1. Create a function for comparing each test image with the collection of training images, using the correlation with each training image without offset (i.e. calculate the sum of the element-wise multiplied images).
2. Estimate the most likely label for each test image by matching with the training image that has maximal correlation.
3. Estimate the accuracy of your system, as a fraction of the correctly estimated test labels over the total number of test images.
4. Use the two-dimensional correlation function [`signal.correlate2d`](https://docs.scipy.org/doc/scipy/reference/generated/scipy.signal.correlate2d.html) to find the best match over all image offsets. For efficiency you can use a subset of the training images, or calculate an average of the training images.
5. Implement variants of the digit recognition system, e.g.
    - use the negatives of the training and test images instead of the positive images
    - use images that are slightly rotated in your training set (using [`rotate`](https://scikit-image.org/docs/dev/api/skimage.transform.html#skimage.transform.rotate) from the `scikit-image.transform` library)
    - use images with some noise added in your training set (using [`random_noise`](https://scikit-image.org/docs/dev/api/skimage.util.html#random-noise) from the `scikit-image.util` library)
6. Report the accuracy of the new system and compare with the accuracy of the previous systems.
7. In the written report, discuss and reason about the different performances of your classifiers.

## Time series prediction with financial data

In this part, you're going to use long term US stock market data (monthly indices, dividends, earnings, etc. since 1871). Information about the data provenance and references can be found at http://www.econ.yale.edu/~shiller/data.htm (especially the 2nd paragraph). The data is available in the file `data/financial_data.csv`.

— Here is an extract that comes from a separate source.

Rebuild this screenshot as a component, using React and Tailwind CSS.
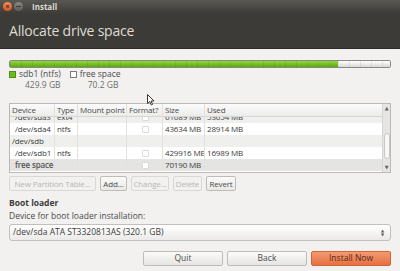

It is stored as comma-separated numerical values, with a header containing column names. Therefore we can use [`np.genfromtxt`](https://docs.scipy.org/doc/numpy/reference/generated/numpy.genfromtxt.html#numpy.genfromtxt) to read it.

In [None]:
financial = np.genfromtxt('data/financial_data.csv', delimiter=',', skip_header=2, names=True)

The result is a structured array, which means that we can access each of the columns in the table by its name. The list of all colums can be found below.

In [None]:
financial.dtype.names

You can access the columns using their names between square brackets, like you would for a dictionary. It's advised to store the columns you need in helper variables, to avoid long statements resulting from the long column names.

In [None]:
date = financial['Date']
cape = financial['Cyclically_Adjusted_Price_Earnings_Ratio_PE10_or_CAPE']

Now you can easily use the data, for instance to plot it.

In [None]:
plt.figure()
plt.plot(date, cape)
plt.title('Evolution of CAPE over time')
plt.show()

Using this data, your task is to:

1. Look for long term trends on a linear and log scale and de-trend the data first.
2. Calculate the FFT of the signal of interest, to estimate possible periodicities. You can use a window to avoid spectral leaking.
3. Refine your analysis by adjusting the size of the dataset (e.g. if you model annual patterns, make sure your dataset size is a multiple of 12).